**Requirements**
Check each line for the word "this" and report how many have it. Give nothing else.

**Material to process**
** START **
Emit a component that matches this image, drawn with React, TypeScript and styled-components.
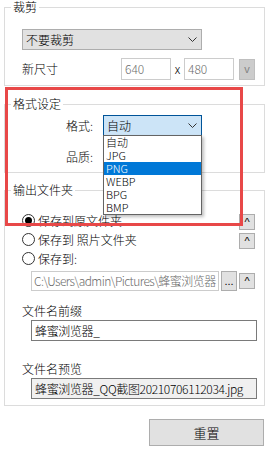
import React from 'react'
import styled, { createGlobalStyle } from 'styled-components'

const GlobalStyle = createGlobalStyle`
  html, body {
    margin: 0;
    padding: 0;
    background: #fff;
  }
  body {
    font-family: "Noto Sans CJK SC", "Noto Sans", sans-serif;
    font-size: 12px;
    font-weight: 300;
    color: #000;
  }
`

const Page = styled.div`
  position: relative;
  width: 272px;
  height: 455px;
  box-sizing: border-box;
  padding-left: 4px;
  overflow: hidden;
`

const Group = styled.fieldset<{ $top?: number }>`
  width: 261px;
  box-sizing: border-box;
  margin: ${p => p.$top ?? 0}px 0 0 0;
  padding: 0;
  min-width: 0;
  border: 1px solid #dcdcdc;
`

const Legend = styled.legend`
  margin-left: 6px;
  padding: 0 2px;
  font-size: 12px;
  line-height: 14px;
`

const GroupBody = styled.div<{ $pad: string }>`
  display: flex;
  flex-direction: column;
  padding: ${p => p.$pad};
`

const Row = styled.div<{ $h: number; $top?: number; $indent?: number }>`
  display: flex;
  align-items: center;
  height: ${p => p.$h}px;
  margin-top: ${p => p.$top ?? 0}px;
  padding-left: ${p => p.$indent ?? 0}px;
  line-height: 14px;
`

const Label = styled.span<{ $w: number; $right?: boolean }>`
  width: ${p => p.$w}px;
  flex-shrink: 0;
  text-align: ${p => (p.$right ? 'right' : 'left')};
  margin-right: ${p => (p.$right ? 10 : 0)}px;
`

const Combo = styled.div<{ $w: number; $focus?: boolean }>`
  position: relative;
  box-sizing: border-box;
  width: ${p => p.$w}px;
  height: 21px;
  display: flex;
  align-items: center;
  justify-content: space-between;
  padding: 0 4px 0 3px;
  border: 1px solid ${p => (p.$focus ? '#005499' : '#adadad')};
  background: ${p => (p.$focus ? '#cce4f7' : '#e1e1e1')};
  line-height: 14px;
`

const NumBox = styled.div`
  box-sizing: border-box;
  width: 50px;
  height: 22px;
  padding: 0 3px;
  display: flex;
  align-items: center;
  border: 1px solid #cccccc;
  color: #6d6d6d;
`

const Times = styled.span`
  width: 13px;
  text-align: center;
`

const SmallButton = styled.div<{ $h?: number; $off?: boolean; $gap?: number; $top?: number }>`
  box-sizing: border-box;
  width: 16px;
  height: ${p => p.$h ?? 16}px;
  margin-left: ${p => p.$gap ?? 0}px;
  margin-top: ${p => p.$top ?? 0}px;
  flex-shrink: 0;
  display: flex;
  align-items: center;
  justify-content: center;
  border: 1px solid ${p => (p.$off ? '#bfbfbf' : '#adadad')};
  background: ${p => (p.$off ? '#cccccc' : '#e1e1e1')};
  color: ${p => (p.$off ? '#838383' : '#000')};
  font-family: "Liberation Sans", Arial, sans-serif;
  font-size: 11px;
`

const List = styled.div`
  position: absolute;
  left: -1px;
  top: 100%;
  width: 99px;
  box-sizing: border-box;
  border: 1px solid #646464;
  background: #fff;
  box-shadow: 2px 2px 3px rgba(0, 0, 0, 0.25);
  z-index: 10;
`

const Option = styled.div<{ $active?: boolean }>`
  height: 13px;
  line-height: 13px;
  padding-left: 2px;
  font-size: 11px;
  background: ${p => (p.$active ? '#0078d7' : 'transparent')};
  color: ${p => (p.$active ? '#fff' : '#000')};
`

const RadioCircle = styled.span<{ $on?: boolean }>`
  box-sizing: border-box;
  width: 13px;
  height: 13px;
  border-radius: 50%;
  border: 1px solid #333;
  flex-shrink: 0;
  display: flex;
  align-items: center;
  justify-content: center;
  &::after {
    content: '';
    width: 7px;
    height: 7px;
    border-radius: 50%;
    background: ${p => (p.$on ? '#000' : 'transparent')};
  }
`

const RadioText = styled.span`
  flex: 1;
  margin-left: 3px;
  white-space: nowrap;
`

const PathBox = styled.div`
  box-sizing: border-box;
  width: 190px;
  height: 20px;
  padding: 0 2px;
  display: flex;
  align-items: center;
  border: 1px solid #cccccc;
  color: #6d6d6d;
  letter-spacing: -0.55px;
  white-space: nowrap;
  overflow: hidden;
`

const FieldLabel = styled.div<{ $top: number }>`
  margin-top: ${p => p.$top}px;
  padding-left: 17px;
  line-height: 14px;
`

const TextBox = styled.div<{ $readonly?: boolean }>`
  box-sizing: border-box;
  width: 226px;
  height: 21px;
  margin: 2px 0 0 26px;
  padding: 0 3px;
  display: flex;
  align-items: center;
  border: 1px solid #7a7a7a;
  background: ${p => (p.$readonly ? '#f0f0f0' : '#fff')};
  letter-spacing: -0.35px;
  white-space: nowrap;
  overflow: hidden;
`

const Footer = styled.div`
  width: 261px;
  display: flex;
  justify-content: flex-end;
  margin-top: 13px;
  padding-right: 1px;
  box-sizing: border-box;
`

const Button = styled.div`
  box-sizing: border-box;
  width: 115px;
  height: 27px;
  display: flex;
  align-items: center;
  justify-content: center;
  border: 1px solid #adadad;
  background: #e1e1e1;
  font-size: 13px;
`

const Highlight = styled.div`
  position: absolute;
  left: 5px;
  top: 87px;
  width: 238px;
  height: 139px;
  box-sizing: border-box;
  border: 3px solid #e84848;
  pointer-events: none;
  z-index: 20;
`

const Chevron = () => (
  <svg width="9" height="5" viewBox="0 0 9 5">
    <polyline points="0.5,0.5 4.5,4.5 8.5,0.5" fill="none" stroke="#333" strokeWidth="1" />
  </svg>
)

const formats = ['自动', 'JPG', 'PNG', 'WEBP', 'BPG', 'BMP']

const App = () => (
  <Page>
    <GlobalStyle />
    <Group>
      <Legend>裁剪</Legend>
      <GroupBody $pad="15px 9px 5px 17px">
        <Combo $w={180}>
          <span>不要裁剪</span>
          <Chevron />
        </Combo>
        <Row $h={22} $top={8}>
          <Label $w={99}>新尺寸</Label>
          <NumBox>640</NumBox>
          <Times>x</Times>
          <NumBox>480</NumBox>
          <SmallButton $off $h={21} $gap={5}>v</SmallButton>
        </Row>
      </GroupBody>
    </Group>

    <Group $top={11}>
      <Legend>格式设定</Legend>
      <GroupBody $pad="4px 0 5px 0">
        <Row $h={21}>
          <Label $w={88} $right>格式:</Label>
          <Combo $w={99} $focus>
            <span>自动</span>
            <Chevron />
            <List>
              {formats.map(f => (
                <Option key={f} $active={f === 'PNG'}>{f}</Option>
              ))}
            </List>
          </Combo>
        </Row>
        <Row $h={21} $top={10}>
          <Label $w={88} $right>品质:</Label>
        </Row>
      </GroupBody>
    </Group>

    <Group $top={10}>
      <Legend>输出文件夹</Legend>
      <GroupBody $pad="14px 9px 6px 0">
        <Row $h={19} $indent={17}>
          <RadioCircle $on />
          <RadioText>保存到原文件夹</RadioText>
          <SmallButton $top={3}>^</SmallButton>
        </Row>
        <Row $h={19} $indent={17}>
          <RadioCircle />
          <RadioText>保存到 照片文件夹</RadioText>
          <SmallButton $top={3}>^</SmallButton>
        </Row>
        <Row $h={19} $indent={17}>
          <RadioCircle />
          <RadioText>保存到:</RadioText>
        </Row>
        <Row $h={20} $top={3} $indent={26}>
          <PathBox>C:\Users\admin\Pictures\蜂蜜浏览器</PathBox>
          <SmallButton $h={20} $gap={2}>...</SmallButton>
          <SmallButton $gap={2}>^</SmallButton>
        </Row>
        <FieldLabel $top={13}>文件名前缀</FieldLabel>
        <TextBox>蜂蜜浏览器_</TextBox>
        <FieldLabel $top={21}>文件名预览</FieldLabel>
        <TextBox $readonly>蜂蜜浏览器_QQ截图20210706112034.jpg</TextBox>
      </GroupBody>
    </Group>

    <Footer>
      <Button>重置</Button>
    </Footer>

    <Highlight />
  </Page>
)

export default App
** END **
** START **
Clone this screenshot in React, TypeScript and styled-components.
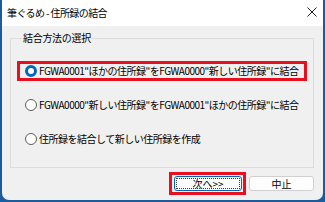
** END **
**Task output**
2